The crisis point is now. Smoke from a massive forest fire in Brazil's Amazon rainforest was so bad it blanketed the city of Sao Paolo, causing it to go dark for an hour Monday afternoon. Reuters reports there have been approximately 73,000 fires detected this year. What's alarming is how much of the flames and the extensive damage have been happening over the last six months, and how little international coverage the issue is getting, despite the global implications.
Do better. Summer isn't even over yet, but for many young ambitious journalists the pressure is already back on with the announcement that the Washington Post is accepting applications for its 2020 summer internship. Recently, a report from the Asian American Journalists Association's college program Voices found "two out of three summer interns from seven top newsrooms came from among the most selective colleges in America". If the journalism industry has major issues with trust and diversity, recruiting has to more actively include students and graduates of state schools, HBCUs and non-American educational institutions.

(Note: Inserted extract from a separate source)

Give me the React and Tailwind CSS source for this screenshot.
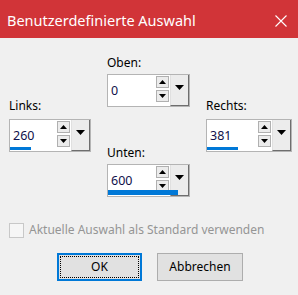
import React from "react";

function Tri({ up, size = "s" }) {
  if (size === "s") {
    return (
      <svg width="7" height="4" viewBox="0 0 7 4">
        {up ? <polygon points="0,4 7,4 3.5,0" fill="#000" /> : <polygon points="0,0 7,0 3.5,4" fill="#000" />}
      </svg>
    );
  }
  return (
    <svg width="9" height="5" viewBox="0 0 9 5">
      <polygon points="0,0 9,0 4.5,5" fill="#000" />
    </svg>
  );
}

function SpinBox({ value, w, bar, barH = 3 }) {
  return (
    <div className="flex h-[33px] border border-[#b4b4b4] bg-white" style={{ width: w }}>
      <div className="relative flex flex-1 items-center pl-[3px] text-[12.5px] text-[#10104a]">
        {value}
        {bar > 0 && (
          <div className="absolute bottom-px left-0 bg-[#0078d7]" style={{ width: bar, height: barH }} />
        )}
      </div>
      <div className="flex flex-col gap-[2px] pt-px pr-px">
        <div className="flex h-[12px] w-[13px] items-center justify-center border border-[#b0b0b0] bg-[#ececec]">
          <Tri up />
        </div>
        <div className="flex h-[12px] w-[13px] items-center justify-center border border-[#b0b0b0] bg-[#ececec]">
          <Tri />
        </div>
      </div>
      <div className="flex w-[19px] items-start justify-center border-r border-b border-r-[#6e6e6e] border-b-[#6e6e6e] border-l border-l-[#e0e0e0] bg-[#ececec] pt-[10px]">
        <Tri size="l" />
      </div>
    </div>
  );
}

export default function App() {
  return (
    <div className="h-[295px] w-[298px] overflow-hidden bg-[#f0f0f0] font-['Noto_Sans',sans-serif] text-black">
      <div className="flex h-[38px] items-center justify-between bg-[#d13438] pl-[7px] pr-[11px] pt-[3px] text-[14.5px] text-white">
        <span>Benutzerdefinierte Auswahl</span>
        <svg width="12" height="12" viewBox="0 0 12 12">
          <path d="M0.5 0.5 L11.5 11.5 M11.5 0.5 L0.5 11.5" stroke="#fff" strokeWidth="1.1" />
        </svg>
      </div>
      <div className="flex pl-[9px] text-[12px] leading-[20px]">
        <div className="flex w-[82px] flex-col pt-[58px]">
          <div className="mb-[3px]">Links:</div>
          <SpinBox value="260" w={82} bar={21} />
        </div>
        <div className="ml-[16px] flex w-[83px] flex-col pt-[15px]">
          <div className="mb-[1px]">Oben:</div>
          <SpinBox value="0" w={83} bar={0} />
          <div className="mb-[1px] mt-[36px]">Unten:</div>
          <SpinBox value="600" w={83} bar={70} barH={5} />
        </div>
        <div className="ml-[16px] flex w-[86px] flex-col pt-[58px]">
          <div className="mb-[3px]">Rechts:</div>
          <SpinBox value="381" w={86} bar={31} />
        </div>
      </div>
      <div className="mt-[23px] flex h-[20px] items-center pl-[9px] text-[12px] leading-[20px]">
        <div className="h-[15px] w-[15px] border border-[#c8c8c8] bg-[#f6f6f6]" />
        <span className="ml-[5px] whitespace-nowrap text-[#959595]">Aktuelle Auswahl als Standard verwenden</span>
      </div>
      <div className="mt-[13px] flex pl-[57px] text-[12px]">
        <div className="flex h-[28px] w-[85px] items-center justify-center border-2 border-[#0078d7] bg-[#e1e1e1] p-px">
          <div className="flex h-full w-full items-center justify-center border border-dotted border-black">OK</div>
        </div>
        <div className="ml-[15px] flex h-[28px] w-[86px] items-center justify-center border border-[#adadad] bg-[#e1e1e1]">
          Abbrechen
        </div>
      </div>
    </div>
  );
}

Massive pay inequalities at NPR. Paul Farhi reports that former news director Michael Oreskes received a 25 per cent pay raise, including an $80,000 bonus and a total compensation of $427,809, the year he was fired for sexual harassment allegations. By comparison, union negotiations for pay raises that year yielded a three-year contract with annual increases of 2.5 per cent. Other men at the organization that received significant pay increases in 2017 included Scott Simon's 16 per cent over prior year (to $479,578); Steve Inskeep's 10.5 per cent (to $509,680); and the now-retired Robert Siegel received 5 per cent (to $455,109).
NPR interns are currently paid $530 per week, 15 times less than Oreskes' former salary in 2017 and 18.5 times less than Inskeep's.